Rafal Černiavski

Also published as: Rafal Cerniavski


2023

pdf
Multilingual Automatic Speech Recognition for Scandinavian Languages
Rafal Cerniavski | Sara Stymne
Proceedings of the 24th Nordic Conference on Computational Linguistics (NoDaLiDa)

We investigate the effectiveness of multilingual automatic speech recognition models for Scandinavian languages by further fine-tuning a Swedish model on Swedish, Danish, and Norwegian. We first explore zero-shot models, which perform poorly across the three languages. However, we show that a multilingual model based on a strong Swedish model, further fine-tuned on all three languages, performs well for Norwegian and Danish, with a relatively low decrease in the performance for Swedish. With a language classification module, we improve the performance of the multilingual model even further.

2022

pdf
Uppsala University at SemEval-2022 Task 1: Can Foreign Entries Enhance an English Reverse Dictionary?
Rafal Cerniavski | Sara Stymne
Proceedings of the 16th International Workshop on Semantic Evaluation (SemEval-2022)

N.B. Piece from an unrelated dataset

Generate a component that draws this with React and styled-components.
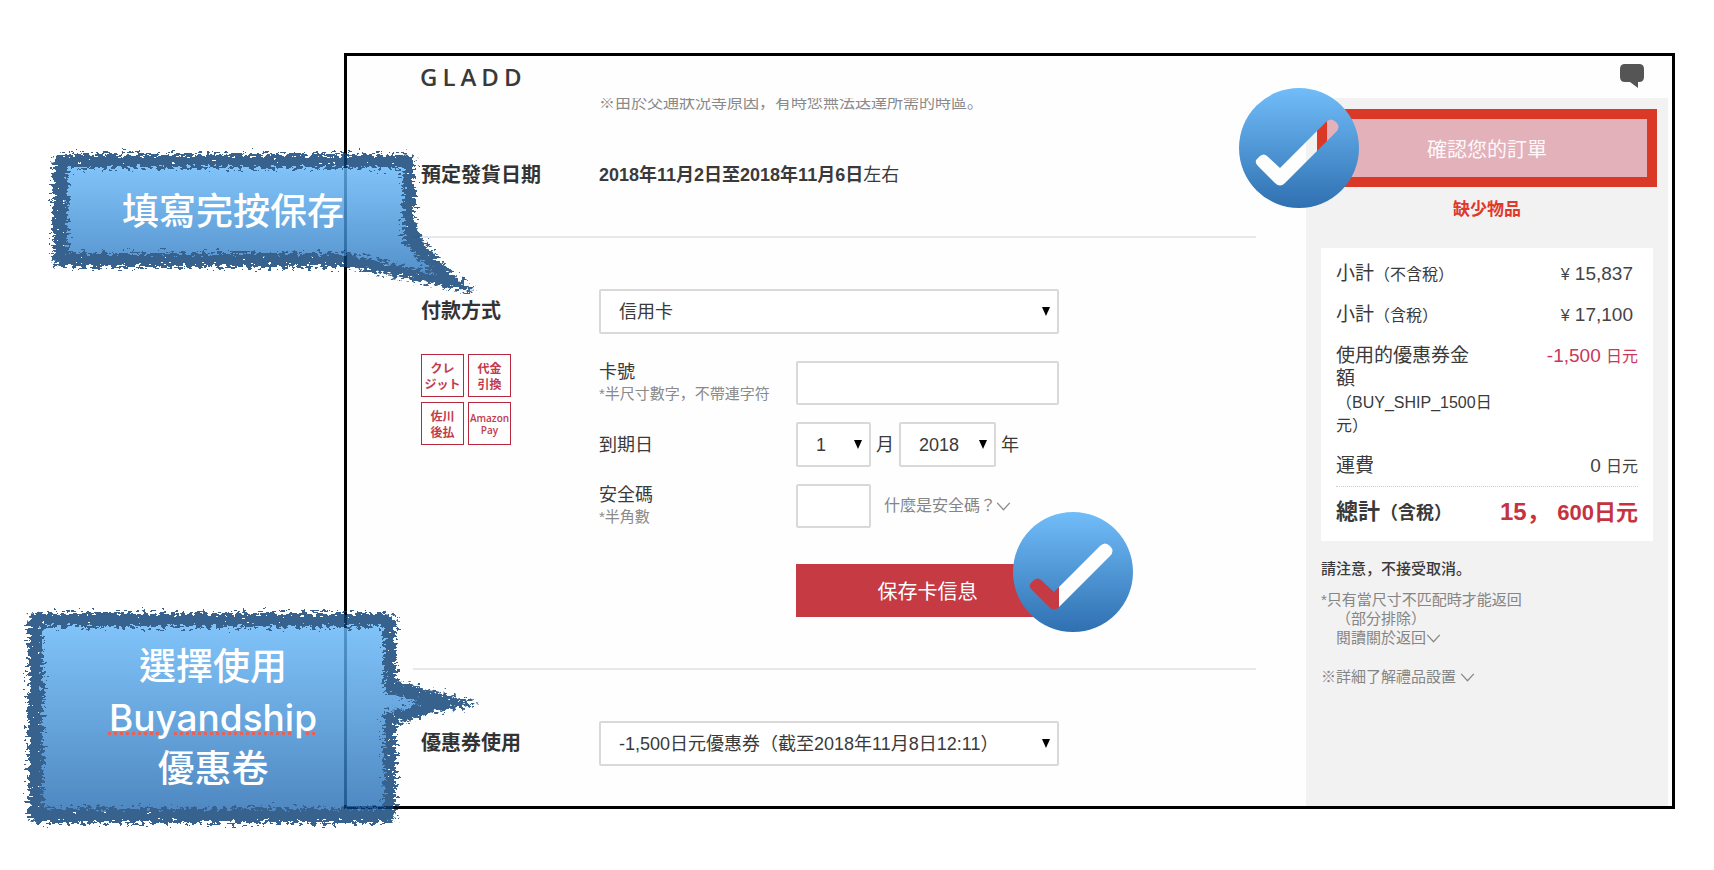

We present the Uppsala University system for SemEval-2022 Task 1: Comparing Dictionaries and Word Embeddings (CODWOE). We explore the performance of multilingual reverse dictionaries as well as the possibility of utilizing annotated data in other languages to improve the quality of a reverse dictionary in the target language. We mainly focus on character-based embeddings.In our main experiment, we train multilingual models by combining the training data from multiple languages. In an additional experiment, using resources beyond the shared task, we use the training data in Russian and French to improve the English reverse dictionary using unsupervised embeddings alignment and machine translation. The results show that multilingual models occasionally but not consistently can outperform the monolingual baselines. In addition, we demonstrate an improvement of an English reverse dictionary using translated entries from the Russian training data set.

pdf
Examining the Effects of Language-and-Vision Data Augmentation for Generation of Descriptions of Human Faces
Nikolai Ilinykh | Rafal Černiavski | Eva Elžbieta Sventickaitė | Viktorija Buzaitė | Simon Dobnik
Proceedings of the 2nd Workshop on People in Vision, Language, and the Mind

We investigate how different augmentation techniques on both textual and visual representations affect the performance of the face description generation model. Specifically, we provide the model with either original images, sketches of faces, facial composites or distorted images. In addition, on the language side, we experiment with different methods to augment the original dataset with paraphrased captions, which are semantically equivalent to the original ones, but differ in terms of their form. We also examine if augmenting the dataset with descriptions from a different domain (e.g., image captions of real-world images) has an effect on the performance of the models. We train models on different combinations of visual and linguistic features and perform both (i) automatic evaluation of generated captions and (ii) examination of how useful different visual features are for the task of facial feature classification. Our results show that although original images encode the best possible representation for the task, the model trained on sketches can still perform relatively well. We also observe that augmenting the dataset with descriptions from a different domain can boost performance of the model. We conclude that face description generation systems are more susceptible to language rather than vision data augmentation. Overall, we demonstrate that face caption generation models display a strong imbalance in the utilisation of language and vision modalities, indicating a lack of proper information fusion. We also describe ethical implications of our study and argue that future work on human face description generation should create better, more representative datasets.